Building the AI Influence Map

The workflow and tech behind my data visualization project for Bloomberg Government.

This project began with an ambitious goal: to build a comprehensive database of the people, organizations, financial flows, and influence networks shaping AI policy, and to visualize the connections between them.

Months of research, analysis, and data collection from a mix of public and proprietary data sources culminated in our relational database. From there, I started designing the network visualization, building high-fidelity mockups and prototypes in Figma. I explored JS libraries built specifically for network visualizations like Cytoscape.js, but settled on D3.js for the control it gives you at a low level.

Tech stack

  • Vue & Vite: frontend
  • D3: force-directed graph
  • Postgres: database
  • Node.js: backend

The challenge

The project needed to plot a complex web of connections between hundreds of people and organizations without feeling visually overwhelming.

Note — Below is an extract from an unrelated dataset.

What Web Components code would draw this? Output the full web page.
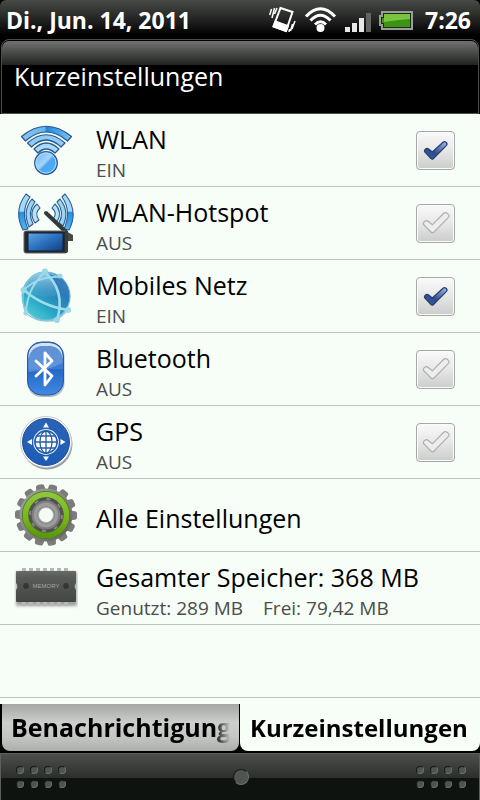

I focused on:

  • Visual clarity: Highlighting the most connected nodes to guide users and make interactive elements immediately obvious
  • Ease of use: Implementing a Voronoi overlay around each node to create a larger hoverable and clickable target area
  • Responsive design: Building an experience that feels robust and intuitive across devices and screen sizes
  • Performance: Rendering the graph on Canvas rather than SVG to handle hundreds of nodes efficiently and ensuring D3 only emits tick events that are absolutely necessary

What’s next?

The AI Influence Map is an ongoing project. Version 1.0 focuses on 25 of the largest companies spanning the full AI ecosystem, but the next goal is to expand the visualization and its universe of connections.